ROMA - “Io sono un uomo da strada e non da scrivania, è questa essenzialmente la ragione per cui io non posso e non voglio andare contro me stesso, non posso ignorare quello che sono e soprattutto quello che non so fare”.

Davide Cassani, ormai ex ct azzurro, spiega sulla sua pagina Facebook perché ha detto no alla proposta di un nuovo incarico alla Federciclismo, “essere a capo della ciclistica servizi che è qualcosa di molto importante. Lasciatemi spiegare perché non ho accettato questo incarico con un’immagine che, anche solo ricordarla, mi fa tremare i polsi e palpitare forte il cuore. Sono le pedalate di Sonny Colbrelli nella vittoriosa Roubaix. È in quel fango che copre completamente Sonny che io ritrovo tutti i motivi del mio sconfinato amore per il ciclismo. Io ero lì con Colbrelli, pedalavo con lui, stavo facendo a metà di tutto; fango e sudore, speranza e fatica... Ecco, questo è quello che amo e quello che so fare: stare con i ragazzi, essere con loro, sempre, soprattutto quando faticano, quando pedalano. Alla foratura di Gianni Moscon e alla sua caduta ho sofferto come se mi avessero dato un calcio in bocca anzi no, peggio, allo stomaco”.

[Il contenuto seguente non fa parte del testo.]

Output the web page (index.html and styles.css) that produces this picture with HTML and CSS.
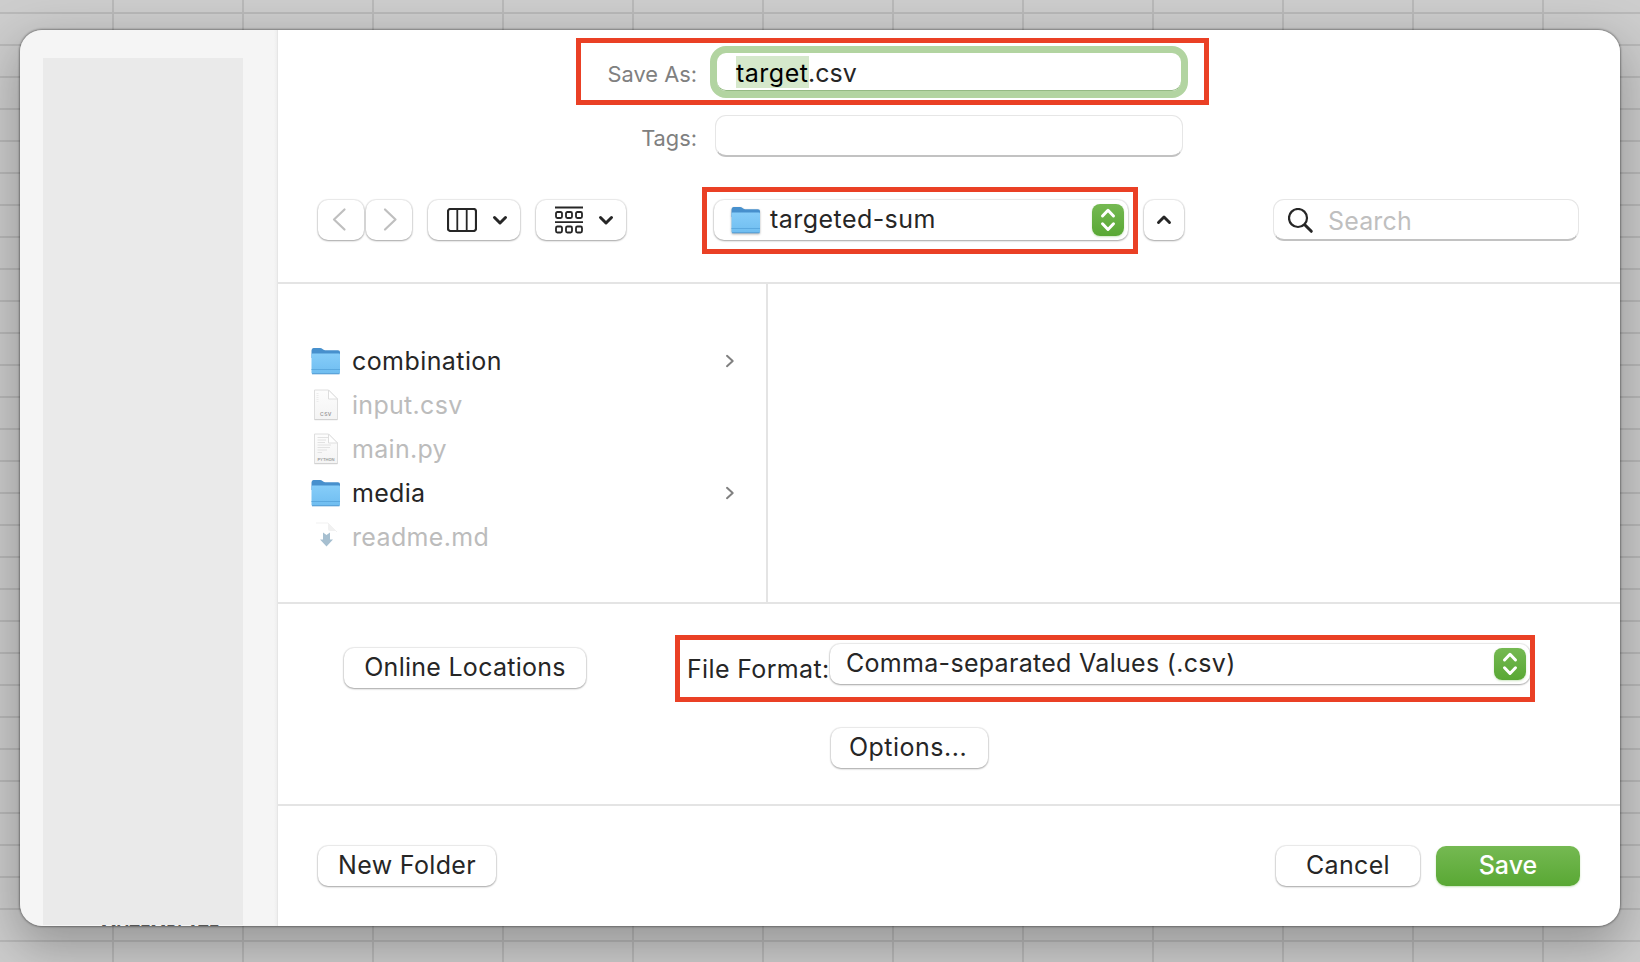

“Ecco perché, pur avendo apprezzato moltissimo l’offerta interessante che mi è stata fatta, chiudo un libro per aprirne un altro che è soltanto la sua continuazione. Voglio tornare, anzi restare sulle strade con i miei ragazzi condividere con loro amarezze e delusioni, gioie e soddisfazioni. Non so cosa farò - conclude Cassani - dipenderà da quello che sarò capace di inventarmi. Di sogni ne ho ancora tanti e di certo non lascerò il ciclismo”.